The 1948 painting by the renowned Chadds Ford artist has influenced the character of Dolores in Westworld, a science-fiction thriller that debuted this month and is receiving rave reviews for its visuals and thematic elements.

“Christina’s World” depicts a woman lying on the ground in a treeless field, looking up at a gray house on the horizon.

“It was a tilt of the head toward all the different stories that inspired us; a classic protagonist who’s on a hero’s journey with a darker twist to it,” Westworld’s co-creator Jonathan Nolan said of Dolores Abernathy, played by actress Evan Rachel Wood. “She starts in what should be the happy homestead, but it’s not, and she goes out looking ultimately for herself.”

"Christina's World," a 1948 painting by Andrew Wyeth.
“Christina’s World,” a 1948 painting by Andrew Wyeth.

“‘Christina’s World’ is a plain-spoken artwork that instills a level of comfort, and its clashing ideology: yearning,” writes Allie Gemmill. “In the portrait, Christina is a young woman who has ventured too far away from her country house, and appears to be crawling back, reaching toward it.

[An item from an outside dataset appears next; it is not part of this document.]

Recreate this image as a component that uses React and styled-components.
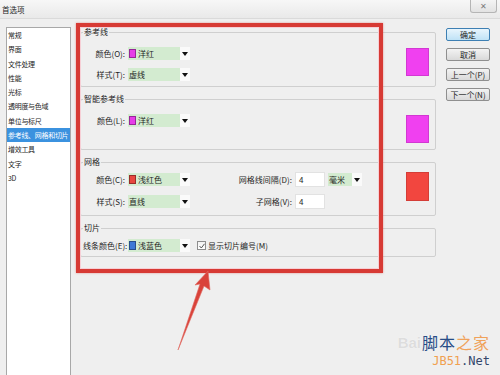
import React from "react";
import styled, { createGlobalStyle } from "styled-components";

const Global = createGlobalStyle`
  body {
    margin: 0;
    font-family: "Noto Sans CJK SC", "Liberation Sans", sans-serif;
    font-size: 8px;
    color: #1e1e1e;
  }
`;

const Window = styled.div`
  position: relative;
  width: 500px;
  height: 375px;
  overflow: hidden;
  background: #efefef;
`;

const TitleBar = styled.div`
  height: 18px;
  display: flex;
  align-items: center;
  padding-left: 2px;
  background: linear-gradient(#f7f7f7, #e9e9e9);
  border-bottom: 1px solid #dadada;
  font-size: 7.5px;
`;

const CloseBtn = styled.div`
  margin-left: auto;
  margin-right: 3px;
  align-self: flex-start;
  width: 25px;
  height: 12px;
  border: 1px solid #b5b5b5;
  border-top: none;
  border-radius: 0 0 3px 3px;
  background: linear-gradient(#f4f4f4, #e2e2e2);
  display: flex;
  align-items: center;
  justify-content: center;
  color: #7a7a7a;
  font-size: 8px;
  line-height: 1;
`;

const Body = styled.div`
  display: flex;
  height: 356px;
  padding: 7px 0 0 6px;
`;

const NavList = styled.ul`
  list-style: none;
  margin: 1px 9px 0 0;
  padding: 0;
  width: 63px;
  background: #fff;
  border: 1px solid #a8a8a8;
  border-bottom: none;
`;

const NavItem = styled.li`
  height: 14.3px;
  line-height: 14.3px;
  padding-left: 1px;
  font-size: 7px;
  letter-spacing: -0.3px;
  white-space: nowrap;
  overflow: hidden;
  background: ${(p) => (p.$active ? "#3b92df" : "transparent")};
  color: ${(p) => (p.$active ? "#fff" : "#1e1e1e")};
`;

const Main = styled.div`
  width: 356px;
  display: flex;
  flex-direction: column;
  gap: 6px;
`;

const Group = styled.fieldset`
  margin: 0;
  padding: ${(p) => p.$pt}px 6px ${(p) => p.$pb}px 2px;
  border: 1px solid #cfcfcf;
  border-radius: 2px;
  min-width: 0;
`;

const Legend = styled.legend`
  padding: 0 1px;
  margin: 0;
  line-height: 12px;
  font-size: 8px;
`;

const GroupRow = styled.div`
  display: flex;
  align-items: flex-start;
`;

const Fields = styled.div`
  display: grid;
  grid-template-columns: ${(p) => p.$cols};
  column-gap: 3px;
  row-gap: ${(p) => p.$gap}px;
  align-items: center;
`;

const Label = styled.span`
  text-align: right;
  white-space: nowrap;
  line-height: 13px;
`;

const ComboBox = styled.div`
  display: flex;
  height: 13px;
`;

const ComboField = styled.div`
  flex: 1;
  display: flex;
  align-items: center;
  gap: 2px;
  padding-left: 1px;
  background: #d3ebd0;
  white-space: nowrap;
`;

const ComboArrow = styled.div`
  width: 10px;
  background: #fafafa;
  display: flex;
  align-items: center;
  justify-content: center;
`;

const Chip = styled.span`
  width: 7px;
  height: 9px;
  background: ${(p) => p.$color};
  border: 1px solid rgba(0, 0, 0, 0.35);
  box-sizing: border-box;
`;

const NumInput = styled.div`
  height: 15px;
  background: #fff;
  border: 1px solid #e2e2e2;
  box-sizing: border-box;
  padding-left: 3px;
  line-height: 13px;
`;

const Swatch = styled.div`
  margin-left: auto;
  margin-top: ${(p) => p.$mt}px;
  width: 23px;
  height: ${(p) => p.$h}px;
  background: ${(p) => p.$color};
  border: 1px solid rgba(0, 0, 0, 0.12);
  box-sizing: border-box;
`;

const Check = styled.label`
  display: flex;
  align-items: center;
  gap: 2px;
  margin-left: 4px;
  white-space: nowrap;
`;

const CheckBox = styled.span`
  width: 7px;
  height: 7px;
  border: 1px solid #8d8d8d;
  background: linear-gradient(#f2f2f2, #fff);
  display: flex;
  align-items: center;
  justify-content: center;
`;

const Buttons = styled.div`
  width: 44px;
  margin: 2px 0 0 10px;
  display: flex;
  flex-direction: column;
  gap: 7px;
`;

const Button = styled.div`
  height: 13px;
  box-sizing: border-box;
  border: 1px solid ${(p) => (p.$primary ? "#3d7fb3" : "#8f8f8f")};
  border-radius: 2px;
  background: ${(p) =>
    p.$primary
      ? "linear-gradient(#e8f5fd, #bfe2f6)"
      : "linear-gradient(#f3f3f3, #d9d9d9)"};
  display: flex;
  align-items: center;
  justify-content: center;
  line-height: 1;
`;

const Highlight = styled.div`
  position: absolute;
  left: 76px;
  top: 23px;
  width: 307px;
  height: 250px;
  box-sizing: border-box;
  border: 4px solid #d73a34;
  box-shadow: 0 0 2px rgba(215, 58, 52, 0.5), inset 0 0 0 1px #f6cfd6;
  pointer-events: none;
`;

const Overlay = styled.svg`
  position: absolute;
  left: 0;
  top: 0;
  pointer-events: none;
`;

const Watermark = styled.div`
  position: absolute;
  right: 10px;
  bottom: 8px;
  display: flex;
  align-items: flex-start;
  gap: 1px;
`;

const Bai = styled.div`
  font-family: "Liberation Sans", sans-serif;
  font-size: 15px;
  line-height: 17px;
  font-weight: bold;
  color: #dddddd;
  text-shadow: 0 0 1px #fff;
`;

const Brand = styled.div`
  display: flex;
  flex-direction: column;
  align-items: flex-end;
  gap: 4px;
`;

const BrandCn = styled.div`
  font-size: 16px;
  line-height: 17px;
  letter-spacing: 1px;
`;

const BrandEn = styled.div`
  font-family: "DejaVu Sans Mono", monospace;
  font-size: 12px;
  line-height: 12px;
`;

const Tint = styled.span`
  color: ${(p) => p.$c};
`;

const Arrow = () => (
  <svg width="6" height="4" viewBox="0 0 6 4">
    <path d="M0 0h6L3 4z" fill="#111" />
  </svg>
);

function Combo({ width, chip, text }) {
  return (
    <ComboBox style={{ width }}>
      <ComboField>
        {chip && <Chip $color={chip} />}
        {text}
      </ComboField>
      <ComboArrow>
        <Arrow />
      </ComboArrow>
    </ComboBox>
  );
}

const navItems = [
  "常规",
  "界面",
  "文件处理",
  "性能",
  "光标",
  "透明度与色域",
  "单位与标尺",
  "参考线、网格和切片",
  "增效工具",
  "文字",
  "3D",
];

export default function App() {
  return (
    <Window>
      <Global />
      <TitleBar>
        首选项
        <CloseBtn>✕</CloseBtn>
      </TitleBar>
      <Body>
        <NavList>
          {navItems.map((n, i) => (
            <NavItem key={n} $active={i === 7}>
              {n}
            </NavItem>
          ))}
        </NavList>

        <Main>
          <Group $pt={9} $pb={5}>
            <Legend>参考线</Legend>
            <GroupRow>
              <Fields $cols="42px 62px" $gap={8}>
                <Label>颜色(O):</Label>
                <Combo width={62} chip="#e63de8" text="洋红" />
                <Label>样式(T):</Label>
                <Combo width={62} text="虚线" />
              </Fields>
              <Swatch $color="#f040f0" $h={28} $mt={1} />
            </GroupRow>
          </Group>

          <Group $pt={9} $pb={6}>
            <Legend>智能参考线</Legend>
            <GroupRow>
              <Fields $cols="42px 62px" $gap={8}>
                <Label>颜色(L):</Label>
                <Combo width={62} chip="#e63de8" text="洋红" />
              </Fields>
              <Swatch $color="#f040f0" $h={28} $mt={1} />
            </GroupRow>
          </Group>

          <Group $pt={4} $pb={6}>
            <Legend>网格</Legend>
            <GroupRow>
              <Fields $cols="42px 62px 99px 30px 34px" $gap={7}>
                <Label>颜色(C):</Label>
                <Combo width={62} chip="#e8463f" text="浅红色" />
                <Label>网格线间隔(D):</Label>
                <NumInput>4</NumInput>
                <Combo width={34} text="毫米" />
                <Label>样式(S):</Label>
                <Combo width={62} text="直线" />
                <Label>子网格(V):</Label>
                <NumInput>4</NumInput>
                <span />
              </Fields>
              <Swatch $color="#f2463f" $h={29} $mt={0} />
            </GroupRow>
          </Group>

          <Group $pt={5} $pb={4}>
            <Legend>切片</Legend>
            <GroupRow>
              <Fields $cols="42px 62px auto" $gap={0}>
                <Label>线条颜色(E):</Label>
                <Combo width={62} chip="#3e78d6" text="浅蓝色" />
                <Check>
                  <CheckBox>
                    <svg width="6" height="6" viewBox="0 0 6 6">
                      <path d="M0.5 3l1.8 2L5.5 0.8" stroke="#555" strokeWidth="1" fill="none" />
                    </svg>
                  </CheckBox>
                  显示切片编号(M)
                </Check>
              </Fields>
            </GroupRow>
          </Group>
        </Main>

        <Buttons>
          <Button $primary>确定</Button>
          <Button>取消</Button>
          <Button>上一个(P)</Button>
          <Button>下一个(N)</Button>
        </Buttons>
      </Body>

      <Highlight />
      <Overlay width="500" height="375">
        <polygon
          points="208,271 210,290 204,286 178,350 200,284 195,285"
          fill="#d9423a"
          stroke="#e06a62"
          strokeWidth="0.6"
        />
      </Overlay>

      <Watermark>
        <Bai>Bai</Bai>
        <Brand>
          <BrandCn>
            <Tint $c="#274c86">脚本</Tint>
            <Tint $c="#f0a25a">之家</Tint>
          </BrandCn>
          <BrandEn>
            <Tint $c="#f0a050">JB51</Tint>
            <Tint $c="#34466a">.Net</Tint>
          </BrandEn>
        </Brand>
      </Watermark>
    </Window>
  );
}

“The Westworld connection evolves thus: the painted woman is polio-stricken, struggling against physical odds to return to the place she knows and loves. Dolores’s own robotic pathology could help or hinder her own quest to grapple with her growing independent consciousness, and possibly prevent her from ever returning to the safe confines of her own ranch and the carefully constructed storyline that controls it.”